Lushly photographed and leisurely paced, Henry and June’s subject matter and sensual couplings, with the imprimatur of a large studio production (Universal) with name actors and an Oscar-nominated director, led to the creation of the NC-17 rating. The hopes were that the film would not be ghettoized with the “X” rating; it ultimately drew $12 million in somewhat limited distribution amidst reviews that more often pointed out Kaufman’s audaciousness than the film’s success (or lack of it).

Observed Ward in an interview: “As an actor, it’s fun to play guys who aren’t just locked into a male pattern, but a lot of guys you’re asked to play are fairly macho and have a certain rigid standard they’re living by.”  

Moving for-Ward, the actor joined forces with Robert Altman and friends for a number of roles, including a movie studio security chief in The Player (1992), a gangster in Alan Rudolph’s Equinox (1992), a TV news anchor in Tim Robbins’ Bob Roberts (1992), one of three friends who find a corpse while fishing in Short Cuts (1993), and as a newspaper reporter investigating his uncle’s death in “Uncle John,” an episode of the Altman-produced overlooked TV series “Gun” (1997).

Ward—who is partly of Cherokee ancestry—managed to explore his Native American roots in two films. He was policeman Lou Diamond Phillips’ superior officer in Errol Morris’ screen version of Tony Hillerman’s The Dark Wind (1991), about a murder on a reservation. In Thunderheart (1992), he essayed the role of an unscrupulous head of an Indian council during an FBI investigation into a killing on the Ogala Sioux reservation in South Dakota.     

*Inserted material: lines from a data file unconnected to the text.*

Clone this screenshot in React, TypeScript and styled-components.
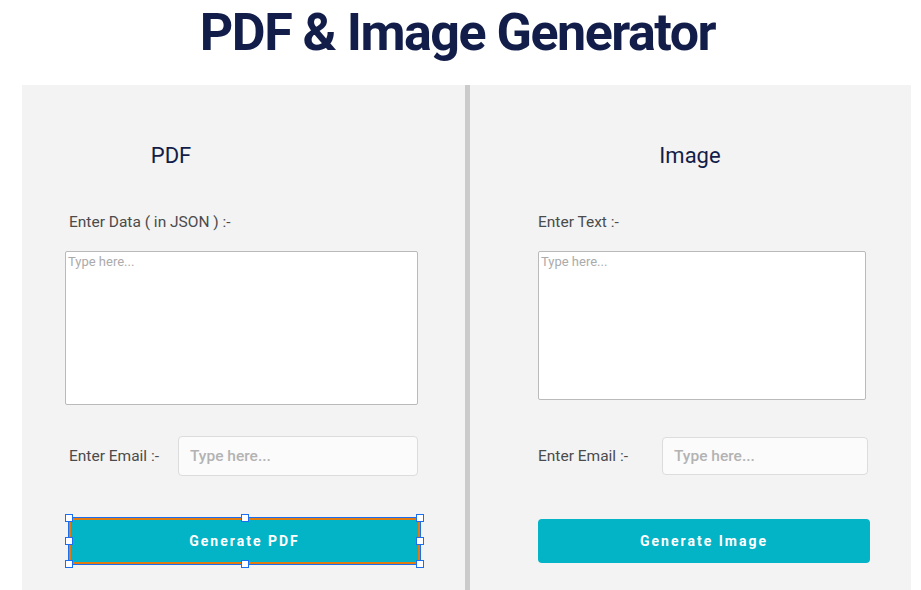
import styled, { createGlobalStyle } from 'styled-components'

const GlobalStyle = createGlobalStyle`
  html, body {
    margin: 0;
    padding: 0;
    background: #ffffff;
    font-family: Roboto, "Noto Sans", sans-serif;
  }
  * { box-sizing: border-box; }
`;

const Page = styled.div`
  width: 921px;
  height: 590px;
  overflow: hidden;
  display: flex;
  flex-direction: column;
`;

const Title = styled.h1`
  margin: 0;
  height: 85px;
  padding: 5px 6px 0 0;
  text-align: center;
  font-family: Roboto, sans-serif;
  font-weight: 700;
  font-size: 52px;
  line-height: 56px;
  letter-spacing: -1.5px;
  color: #121d49;
`;

const Columns = styled.div`
  display: grid;
  grid-template-columns: 443px 5px 441px;
  margin-left: 22px;
  flex: 1;
`;

const Divider = styled.div`
  background: #cbcbcb;
`;

const Panel = styled.section<{ left: number, right: number }>`
  background: #f3f3f3;
  display: flex;
  flex-direction: column;
  padding: 58px ${(p) => p.right}px 0 ${(p) => p.left}px;
`;

const Heading = styled.h2<{ shift?: number }>`
  margin: 0;
  height: 26px;
  font-size: 22px;
  line-height: 26px;
  font-weight: 400;
  color: #121d49;
  text-align: center;
  transform: translateX(${(p) => p.shift || 0}px);
`;

const Label = styled.label<{ indent?: number }>`
  display: block;
  font-size: 15.5px;
  line-height: 20px;
  color: #4b4b4b;
  padding-left: ${(p) => p.indent || 0}px;
  white-space: nowrap;
`;

const FieldLabel = styled(Label)`
  margin-top: 43px;
`;

const TextArea = styled.textarea<{ h: number, w: number }>`
  display: block;
  margin-top: 19px;
  width: ${(p) => p.w}px;
  height: ${(p) => p.h}px;
  resize: none;
  border: 1px solid #bababa;
  border-radius: 2px;
  background: #ffffff;
  padding: 2px 2px;
  font-family: Roboto, sans-serif;
  font-size: 13px;
  line-height: 16px;
  &::placeholder { color: #ababab; }
`;

const EmailRow = styled.div<{ top: number }>`
  display: flex;
  align-items: center;
  margin-top: ${(p) => p.top}px;
  height: 40px;
`;

const EmailLabel = styled(Label)<{ w: number }>`
  width: ${(p) => p.w}px;
  flex: none;
`;

const EmailInput = styled.input<{ w: number, h: number }>`
  width: ${(p) => p.w}px;
  height: ${(p) => p.h}px;
  border: 1px solid #dcdcdc;
  border-radius: 4px;
  background: #fbfbfb;
  padding: 0 11px;
  font-family: Roboto, sans-serif;
  font-weight: 500;
  font-size: 15.5px;
  &::placeholder { color: #b3b3b3; }
`;

const Button = styled.button<{ top: number, h: number }>`
  display: block;
  width: 100%;
  margin-top: ${(p) => p.top}px;
  height: ${(p) => p.h}px;
  border: none;
  border-radius: 4px;
  background: #03b3c6;
  color: #ffffff;
  font-family: Roboto, sans-serif;
  font-weight: 700;
  font-size: 14px;
  letter-spacing: 2px;
`;

// editor selection around the focused button
const Selected = styled.div`
  position: relative;
  margin-top: 41px;
  margin-left: 3px;
  margin-right: -2px;
  border: 1px solid #1a6ef2;
  & > button {
    margin-top: 0;
    border: 2px solid #e07b12;
    border-radius: 0;
  }
`;

const Handle = styled.span<{ x: string, y: string }>`
  position: absolute;
  left: ${(p) => p.x};
  top: ${(p) => p.y};
  width: 8px;
  height: 8px;
  margin: -4px 0 0 -4px;
  background: #ffffff;
  border: 1.5px solid #1a6ef2;
`;

const handles: [string, string][] = [
  ['0%', '0%'], ['50%', '0%'], ['100%', '0%'],
  ['0%', '50%'], ['100%', '50%'],
  ['0%', '100%'], ['50%', '100%'], ['100%', '100%'],
]

export default function App() {
  return (
    <Page>
      <GlobalStyle />
      <Title>PDF &amp; Image Generator</Title>
      <Columns>
        <Panel left={43} right={46}>
          <Heading shift={-71}>PDF</Heading>
          <FieldLabel indent={4}>Enter Data ( in JSON ) :-</FieldLabel>
          <TextArea w={353} h={154} placeholder="Type here..." />
          <EmailRow top={31}>
            <EmailLabel indent={4} w={113}>Enter Email :-</EmailLabel>
            <EmailInput w={240} h={40} placeholder="Type here..." />
          </EmailRow>
          <Selected>
            <Button top={0} h={46}>Generate PDF</Button>
            {handles.map(([x, y]) => <Handle key={x + y} x={x} y={y} />)}
          </Selected>
        </Panel>
        <Divider />
        <Panel left={68} right={41}>
          <Heading shift={-14}>Image</Heading>
          <FieldLabel>Enter Text :-</FieldLabel>
          <TextArea w={328} h={149} placeholder="Type here..." />
          <EmailRow top={36}>
            <EmailLabel w={124}>Enter Email :-</EmailLabel>
            <EmailInput w={206} h={38} placeholder="Type here..." />
          </EmailRow>
          <Button top={43} h={44}>Generate Image</Button>
        </Panel>
      </Columns>
    </Page>
  )
}
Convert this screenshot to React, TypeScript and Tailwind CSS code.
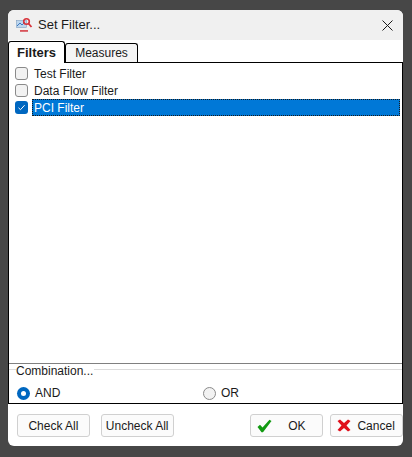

Fred Ward and Priscilla Presley (1993)

Fred Ward and Priscilla Presley (1993)

In fact, the funny thing about Fred Ward is that you never know where he’s going to pop up, so unpredictable are his career choices. He can play a detective in a made-on-pennies indie  film like Two Small Bodies (1993) directed by underground filmmaker Beth B.; a terrorist planning to blow up the Academy Awards in The Naked Gun 33 1/3: The Final Insult (1994); the put-upon father of the lead character in the over-the-top J. Lo revenge thriller Enough (2002); or “The Major,” the overbearing lottery-winning ex-Marine father to pizza delivery guy Danny McBride in 30 Minutes or Less (2011). 

Over the last few years, in addition to appearances in a wide range of films (he just finished a part in a new Denzel Washington-Mark Wahlberg comic book-based actioner called 2 Guns), Ward has done a sizable amount of work on TV, including spots on In Plain Sight, The United States of Tara, Grey’s Anatomy and Leverage.  

At 70, Ward seems to be fine with the way things have gone. Now married for a second time, he has a son and lives comfortably in Venice, California. 

He has admitted his employment pattern has been far from typical. “My career has been a bit strange. I don’t think it took the normal route,” he said in an interview.

“Trying different things is very important to me. I see people and want to wear their clothes and drive in their cars for a while. That’s probably one reason I became an actor.”